I positioned it (okay, I really call it her) on my bed, far enough away that I could see the whole thing without having to move my eyes, close enough that I could see the grain of the wood and my fingerprints on the body from the last time I played her.  I fluffed up the comforter at one end so that she’d be resting on her side at a jaunty angle, and so I could clearly see each of the four tuning pegs.  Then I closed my eyes and watched my breath for a while.  I tried to clear a space in which I could receive whatever awareness she wanted to share with me.  When I opened my eyes, I tried to keep a softness in my vision, allowing for a little blurring of edges, not just of the physical object I was looking at, but of the boundary between ordinary perception and the other, energetic senses.  (I think of Lynn Woodland’s teaching that when we are engaged in spiritual or deep internal inquiry, what comes to us through our imagination is often a communication from our higher self.)  Here are some of the ideas that came to me as I contemplated my ukulele.

First I got some images of the journey of the wood from which the instrument is made.  When my old ukulele broke (it was a very cheap, but very cute, model, with a rainbow and a palm tree painted on the front), I asked my partner’s mother to bring me a uke from Hawaii, where she travels from time to time.  She did bring me one – which, to my amusement, turned out to have been made in China.  No matter, I thought; it had been on the island, it had absorbed something of the vibe, which I could access when I played her.  Now I felt the distance from which the pieces had come, and some trace of the hands of the people who had assembled it; I even got a little notion of the power of the glue that held the parts together. Then I felt the wholeness of the ukulele as an instrument.  I sensed that in her utilitarian design, plain but much sturdier and more resonant than her predecessor, she reflected to me an awareness of the growth and strengthening of my own spirit and my development as a creative person offering words and music to the world.

 I noticed that the shape of her body is like mine: round at the shoulders, round and wide at the hips, with a lot of fretting at the head, and a big hole right over the heart, which is simultaneously the most sensitive, undefended part of both of us, and the only place from which the healing sounds can emerge.

I imagined us just being together, tuning to each others’ pitches.  I tried to hear the music she wanted my to play on her, the pressure of my fingers on her strings that would feel just right to her, and allow her to express what was inside of her.
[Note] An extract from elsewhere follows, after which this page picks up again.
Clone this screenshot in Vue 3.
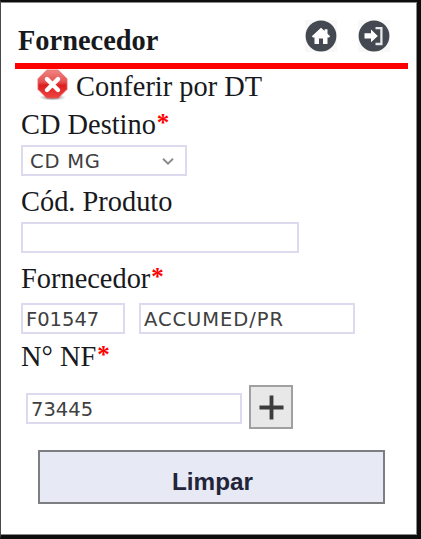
<script setup>
import { ref } from 'vue'

const product = ref('')
const supplierCode = ref('F01547')
const supplierName = ref('ACCUMED/PR')
const invoice = ref('73445')
</script>

<template>
  <main class="screen">
    <header class="header">
      <h1>Fornecedor</h1>
      <nav class="actions">
        <svg class="round" viewBox="0 0 32 32">
          <rect width="32" height="32" fill="#f8f8f8" />
          <circle cx="16" cy="16" r="15.4" fill="#434851" />
          <path d="M16 7.8 L6.8 16.2 L8 17.6 H9.5 V24 H14 V18.6 H18 V24 H22.5 V17.6 H24 L25.2 16.2 L22.5 13.7 V9.2 H19.6 V11 Z" fill="#fff" />
        </svg>
        <svg class="round" viewBox="0 0 32 32">
          <rect width="32" height="32" fill="#f8f8f8" />
          <circle cx="16" cy="16" r="15.4" fill="#434851" />
          <path d="M6.5 13.2 H13 V9.6 L19.8 16 L13 22.2 V18.6 H6.5 Z" fill="#fff" />
          <path d="M17.5 8.2 H23.4 V24 H17.5" fill="none" stroke="#e8e8ea" stroke-width="2.3" />
        </svg>
      </nav>
    </header>

    <section class="form">
      <div class="check">
        <svg class="cross" viewBox="0 0 32 33">
          <defs>
            <linearGradient id="red" x1="0" y1="0" x2="0" y2="1">
              <stop offset="0" stop-color="#ef8583" />
              <stop offset=".42" stop-color="#e65351" />
              <stop offset=".55" stop-color="#dc1f20" />
              <stop offset="1" stop-color="#ee4443" />
            </linearGradient>
            <radialGradient id="shade">
              <stop offset="0" stop-color="#333" />
              <stop offset="1" stop-color="#999" stop-opacity="0" />
            </radialGradient>
          </defs>
          <ellipse cx="16" cy="29.3" rx="14" ry="3.4" fill="url(#shade)" />
          <path d="M10.2 1 H21.8 L31 10 V21 L22 30 H10 L1 21 V10 Z" fill="url(#red)" stroke="#e26a69" stroke-width=".8" stroke-linejoin="round" />
          <path d="M10.3 10.4 L21.7 21.6 M21.7 10.4 L10.3 21.6" stroke="#fff" stroke-width="4.5" stroke-linecap="round" />
        </svg>
        <span>Conferir por DT</span>
      </div>

      <div class="label">CD Destino<b>*</b></div>
      <div class="field select">
        <span>CD MG</span>
        <svg class="chevron" viewBox="0 0 12 9"><path d="M1 1.7 L6 6.7 L11 1.7" fill="none" stroke="#8c8c8c" stroke-width="2" /></svg>
      </div>

      <div class="label">Cód. Produto</div>
      <input v-model="product" class="field product" />

      <div class="label">Fornecedor<b>*</b></div>
      <div class="supplier">
        <input v-model="supplierCode" class="field code" />
        <input v-model="supplierName" class="field name" />
      </div>

      <div class="label last">N° NF<b>*</b></div>
      <div class="invoice">
        <input v-model="invoice" class="field number" />
        <button class="add">
          <svg viewBox="0 0 26 26"><path d="M13 .5 V25.5 M.5 13 H25.5" stroke="#3c3c3c" stroke-width="4" /></svg>
        </button>
      </div>

      <button class="clear">Limpar</button>
    </section>
  </main>
</template>

<style>
body {
  margin: 0;
  background: #0d0d0d;
}
</style>

<style scoped>
* {
  box-sizing: border-box;
}
.screen {
  width: 421px;
  height: 539px;
  overflow: hidden;
  background: #fff;
  border-style: solid;
  border-color: #0d0d0d;
  border-width: 2px 4px 4px 1px;
  border-left-color: #4a4a4a;
  box-shadow: inset 0 1px #8a8a8a, inset -1px -1px #8a8a8a;
  font-family: "Liberation Serif", serif;
  font-size: 28.4px;
  line-height: 32px;
  color: #17191d;
}
.header {
  display: flex;
  justify-content: space-between;
  width: 393px;
  height: 67px;
  margin-left: 14px;
  padding: 18px 18px 0 3px;
  border-bottom: 6px solid #f00;
}
h1 {
  margin: 5px 0 0;
  font-size: 28.4px;
  line-height: 32px;
  font-weight: bold;
}
.actions {
  display: flex;
  gap: 21px;
}
.round {
  display: block;
  width: 32px;
  height: 32px;
}
.form {
  padding-left: 20px;
}
.check {
  display: flex;
  height: 38px;
  padding-left: 16px;
  gap: 8px;
  line-height: 36px;
}
.cross {
  width: 31px;
  height: 32px;
}
.label {
  height: 38px;
  line-height: 35px;
  white-space: nowrap;
}
.label b {
  display: inline-block;
  margin-left: 1px;
  font-size: 25px;
  line-height: 20px;
  vertical-align: 3px;
  color: #f00;
}
.field {
  display: block;
  height: 31px;
  padding: 1px 4px 0 3px;
  border: 2px solid #dcdaee;
  border-radius: 0;
  outline: 0;
  background: #fff;
  font-family: "DejaVu Sans", sans-serif;
  font-size: 19.5px;
  line-height: 26px;
  color: #404040;
}
.select {
  display: flex;
  align-items: center;
  justify-content: space-between;
  width: 166px;
  margin-bottom: 8px;
  padding: 2px 11px 0 7px;
  letter-spacing: 0.8px;
}
.chevron {
  width: 12px;
  height: 9px;
}
.product {
  width: 278px;
  margin-bottom: 8px;
}
.supplier {
  display: flex;
  gap: 14px;
  height: 36px;
  margin-top: 4px;
}
.label + .supplier {
  margin-top: 4px;
}
.code {
  width: 104px;
}
.name {
  width: 216px;
  letter-spacing: 0.95px;
}
.last {
  height: 46px;
}
.invoice {
  display: flex;
  align-items: center;
  gap: 7px;
  height: 44px;
  padding-left: 5px;
}
.number {
  width: 216px;
  height: 31px;
  margin-top: 3px;
}
.add {
  display: flex;
  align-items: center;
  justify-content: center;
  width: 44px;
  height: 44px;
  padding: 0;
  border: 2px solid #a0a0a0;
  background: #e8e8e8;
}
.add svg {
  width: 25px;
  height: 25px;
}
.clear {
  display: block;
  width: 347px;
  height: 54px;
  margin: 21px 0 0 17px;
  padding: 9px 0 0 2px;
  border: 2px solid #7c7e82;
  background: #e7eaf4;
  font-family: "Liberation Sans", sans-serif;
  font-size: 24.3px;
  font-weight: bold;
  line-height: 28px;
  color: #222439;
}
</style>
I got the sense that musical instruments carry an energy of potentiality about them.  At rest, they are still always poised on the cusp of sound.  They are like cords that connect us – the amplifiers – to the divine, say, lead guitarist.  When we take them in our hands, we plug ourselves in to that source, so that the song that is always already being played may flow through us and be heard by others.

But then, she reminded me, we humans are not just amplifiers but also instruments ourselves, not just in our art, but in our whole lives.  So really, my uke and I are more peers than I thought.  Something I read recently on the website of the International Sufi Movement about the heart as an instrument came back to me.  I believe these are the words of Hazrat Inayat Khan, though it’s not stated on the site:

Krishna is pictured in Hindu symbology with a crown of peacock’s feathers, playing the flute. Krishna is the ideal of divine love, the God of love. And the divine love expresses itself by entering into man and filling his whole being. Therefore the flute is the human heart, and a heart which is made hollow will become a flute for the God of love to play upon. When the heart is not empty, in other words, when there is not scope in the heart, there is no place for love. Rumi, the great poet of Persia, explains this idea more clearly. He says the pains and sorrows the soul experiences through life, are like holes made in a reed flute, and it is by making these holes that a player makes the flute out of a reed. This means that the heart of man is first a reed, and the sufferings and pains it goes through make it a flute, which can then be used by God as the instrument for the music that He constantly wishes to produce. But as every reed is not a flute, so every heart is not His instrument. As the reed can be made into a flute, so the human heart can be turned into an instrument, and can be offered to the God of love. It is the human heart which becomes the harp of the angels; it is the human heart which is known as the lute of Orpheus. It was on the model of the heart of man that the first instrument of music was made, and no earthly instrument can produce that music which the heart produces, raising the mortal soul to immortality.

 The instructions for the object contemplation exercise conclude, “We allow the object that we perceive to touch us.  The world is full of meaning when we listen.”  I believe that this is so.  I think that Spirit has many messages for us, and that guidance is ALWAYS there, all around us, in every aspect of our existence – if we are able to read it, hear it, see it, get it.  I believe I’m aware of about one gazillionth part of the continual stream of divine guidance that is beamed directly to my own personal internal satellite dish every microsecond of every day.  But on the other hand, every additional gazillionth that I’m ever able to recognize has an inversely proportional impact on my life: that is, it’s huge.  So the value of contemplation, regularly practiced, is immeasurable.  It puts me into a mindset of wonder, which helps me to make myself, and all the potentialities with which I was born, available for God’s purposes.  In that state of mind, I don’t need to know how the song goes.  Like the ukulele, I just need to be.